A very interesting book for me, which again, although it is about voice, doesn't talk about space, but it could do, coming the other way round, is by the writer Amin Maalouf. He is a Lebanese novelist, but he wrote a theoretical book once and it is called "On Identity" (this is the title in English). What that book is about is the reality of being Lebanese with four or five major identities and how his resentment of standard identity discourse which is impossible for him, as he lives never one or two identities, but always a constant movement across five or six, constantly thinking, revising, troubling. How can we find a language, a cultural and political theory, to accept that, and to respect that, and register that as a positive thing? It is a very interesting book because he brings out practical challenges that many people face all the time. 

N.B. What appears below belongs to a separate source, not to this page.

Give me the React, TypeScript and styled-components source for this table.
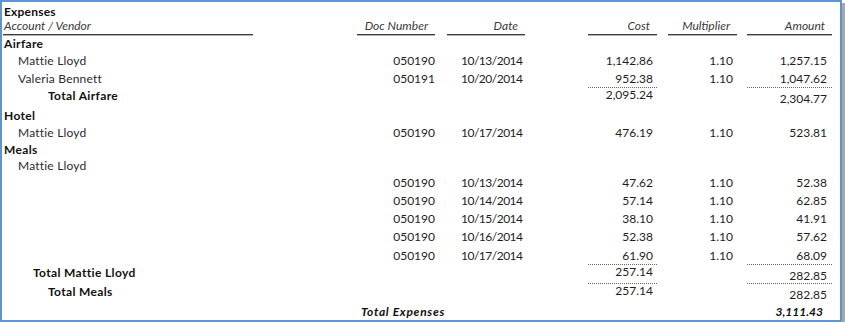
import React from 'react';
import styled, { createGlobalStyle, css } from 'styled-components';

const GlobalStyle = createGlobalStyle`
  html, body, #root {
    margin: 0;
    padding: 0;
    background: #fff;
  }
  body {
    font-family: Lato, "Liberation Sans", sans-serif;
    font-size: 12px;
    color: #1e1e1e;
  }
`;

const columns = `
  [acct-start] 250px [acct-end] 104px
  [doc-start] 78px [doc-end] 12px
  [date-start] 78px [date-end] 63px
  [cost-start] 69px [cost-end] 11px
  [mult-start] 69px [mult-end] 10px
  [amt-start] 85px [amt-end]
`;

type Col = 'acct' | 'doc' | 'date' | 'cost' | 'mult' | 'amt';

const Frame = styled.div`
  width: 842px;
  height: 322px;
  box-sizing: border-box;
  border: 2px solid #5b95d5;
  box-shadow: 3px 3px 0 #a8a8a8;
  padding: 0 0 0 1px;
  background: #fff;
  overflow: hidden;
`;

const Row = styled.div<{ $h: number }>`
  display: grid;
  grid-template-columns: ${columns};
  height: ${(p) => p.$h}px;
  line-height: 12px;
`;

const HeaderRow = styled(Row)`
  align-items: end;
`;

const TitleBlock = styled.div`
  grid-column: acct-start / acct-end;
  align-self: stretch;
  display: flex;
  flex-direction: column;
  padding: 3px 0 0 1px;
  line-height: 14px;
  border-bottom: 1px solid #3a3a3a;
  box-shadow: 0 1px 0 #b4b4b4;
`;

const Title = styled.div`
  font-weight: 700;
  color: #111;
  letter-spacing: 0.2px;
`;

const Subtitle = styled.div`
  font-style: italic;
  color: #3a3a3a;
`;

const ColHead = styled.div<{ $col: Col }>`
  grid-column: ${(p) => `${p.$col}-start / ${p.$col}-end`};
  align-self: stretch;
  display: flex;
  align-items: flex-end;
  justify-content: flex-end;
  padding: 0 7px 2px 0;
  font-style: italic;
  color: #3a3a3a;
  border-bottom: 1px solid #3a3a3a;
  box-shadow: 0 1px 0 #b4b4b4;
`;

const Label = styled.div<{ $indent: number; $bold?: boolean }>`
  grid-column: acct-start / acct-end;
  align-self: center;
  padding-left: ${(p) => p.$indent}px;
  padding-top: 2px;
  font-weight: ${(p) => (p.$bold ? 700 : 400)};
  letter-spacing: ${(p) => (p.$bold ? 0.35 : 0.2)}px;
  color: ${(p) => (p.$bold ? '#111' : '#2a2a33')};
  white-space: nowrap;
`;

const TotalLabel = styled(Label)`
  padding-top: 0;
  padding-bottom: 1px;
`;

const Value = styled.div<{ $col: Col; $pad: number; $left?: boolean }>`
  grid-column: ${(p) => `${p.$col}-start / ${p.$col}-end`};
  align-self: center;
  padding-top: 2px;
  text-align: ${(p) => (p.$left ? 'left' : 'right')};
  ${(p) =>
    p.$left
      ? css`
          padding-left: ${p.$pad}px;
          letter-spacing: -0.5px;
        `
      : css`
          padding-right: ${p.$pad}px;
        `}
  color: #1e1e1e;
`;

const TotalValue = styled.div<{ $col: Col; $pad: number; $low?: boolean }>`
  grid-column: ${(p) => `${p.$col}-start / ${p.$col}-end`};
  align-self: stretch;
  display: flex;
  justify-content: flex-end;
  align-items: ${(p) => (p.$low ? 'flex-end' : 'flex-start')};
  padding: 1px ${(p) => p.$pad}px 1px 0;
  border-top: 1px dotted #6a6a6a;
`;

const GrandLabel = styled.div`
  grid-column: acct-end / date-start;
  align-self: center;
  padding-top: 2px;
  text-align: right;
  padding-right: 2px;
  font-weight: 700;
  font-style: italic;
  letter-spacing: 0.7px;
  color: #111;
`;

const GrandValue = styled.div`
  grid-column: amt-start / amt-end;
  align-self: center;
  padding-top: 2px;
  text-align: right;
  padding-right: 9px;
  font-weight: 700;
  font-style: italic;
  color: #111;
`;

type Entry = { doc: string; date: string; cost: string; mult: string; amount: string };

type Line =
  | { kind: 'group'; label: string; h: number }
  | { kind: 'vendor'; label: string; h: number; entry?: Entry }
  | { kind: 'detail'; h: number; entry: Entry }
  | { kind: 'total'; label: string; indent: number; h: number; cost: string; amount: string };

const e = (doc: string, date: string, cost: string, amount: string): Entry => ({
  doc,
  date,
  cost,
  mult: '1.10',
  amount,
});

const lines: Line[] = [
  { kind: 'group', label: 'Airfare', h: 16 },
  { kind: 'vendor', label: 'Mattie Lloyd', h: 18, entry: e('050190', '10/13/2014', '1,142.86', '1,257.15') },
  { kind: 'vendor', label: 'Valeria Bennett', h: 18, entry: e('050191', '10/20/2014', '952.38', '1,047.62') },
  { kind: 'total', label: 'Total Airfare', indent: 45, h: 19, cost: '2,095.24', amount: '2,304.77' },
  { kind: 'group', label: 'Hotel', h: 17 },
  { kind: 'vendor', label: 'Mattie Lloyd', h: 18, entry: e('050190', '10/17/2014', '476.19', '523.81') },
  { kind: 'group', label: 'Meals', h: 15 },
  { kind: 'vendor', label: 'Mattie Lloyd', h: 17 },
  { kind: 'detail', h: 18, entry: e('050190', '10/13/2014', '47.62', '52.38') },
  { kind: 'detail', h: 18, entry: e('050190', '10/14/2014', '57.14', '62.85') },
  { kind: 'detail', h: 18, entry: e('050190', '10/15/2014', '38.10', '41.91') },
  { kind: 'detail', h: 18, entry: e('050190', '10/16/2014', '52.38', '57.62') },
  { kind: 'detail', h: 19, entry: e('050190', '10/17/2014', '61.90', '68.09') },
  { kind: 'total', label: 'Total Mattie Lloyd', indent: 30, h: 19, cost: '257.14', amount: '282.85' },
  { kind: 'total', label: 'Total Meals', indent: 45, h: 19, cost: '257.14', amount: '282.85' },
];

const EntryCells = ({ entry }: { entry: Entry }) => (
  <>
    <Value $col="doc" $pad={0}>{entry.doc}</Value>
    <Value $col="date" $pad={14} $left>{entry.date}</Value>
    <Value $col="cost" $pad={4}>{entry.cost}</Value>
    <Value $col="mult" $pad={4}>{entry.mult}</Value>
    <Value $col="amt" $pad={5}>{entry.amount}</Value>
  </>
);

const ReportLine = ({ line }: { line: Line }) => {
  switch (line.kind) {
    case 'group':
      return (
        <Row $h={line.h}>
          <Label $indent={1} $bold>{line.label}</Label>
        </Row>
      );
    case 'vendor':
      return (
        <Row $h={line.h}>
          <Label $indent={15}>{line.label}</Label>
          {line.entry && <EntryCells entry={line.entry} />}
        </Row>
      );
    case 'detail':
      return (
        <Row $h={line.h}>
          <EntryCells entry={line.entry} />
        </Row>
      );
    case 'total':
      return (
        <Row $h={line.h}>
          <TotalLabel $indent={line.indent} $bold>{line.label}</TotalLabel>
          <TotalValue $col="cost" $pad={4}>{line.cost}</TotalValue>
          <TotalValue $col="amt" $pad={5} $low>{line.amount}</TotalValue>
        </Row>
      );
  }
};

const App = () => (
  <>
    <GlobalStyle />
    <Frame>
      <HeaderRow $h={33}>
        <TitleBlock>
          <Title>Expenses</Title>
          <Subtitle>Account / Vendor</Subtitle>
        </TitleBlock>
        <ColHead $col="doc">Doc Number</ColHead>
        <ColHead $col="date">Date</ColHead>
        <ColHead $col="cost">Cost</ColHead>
        <ColHead $col="mult">Multiplier</ColHead>
        <ColHead $col="amt">Amount</ColHead>
      </HeaderRow>
      {lines.map((line, i) => (
        <ReportLine key={i} line={line} />
      ))}
      <Row $h={18}>
        <GrandLabel>Total Expenses</GrandLabel>
        <GrandValue>3,111.43</GrandValue>
      </Row>
    </Frame>
  </>
);

export default App;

Kevin Robins’ work on Turkish migrants fifteen years ago was based in the material complexity they had to live, which was being Turkish in a poor part of London, remaining connected to Turkey, but not being able to speak about that. It is not something that could be pushed into a simple sense of this or that identity or a simple change of identity from A to B. It was much more complex. Communication in cities involves migration, moves in time and space. So, we have to think about this question about narrative and time, and movement in time across space, but in terms of a problematic that needs to be opened up now, it is something that is a very real issue for people. 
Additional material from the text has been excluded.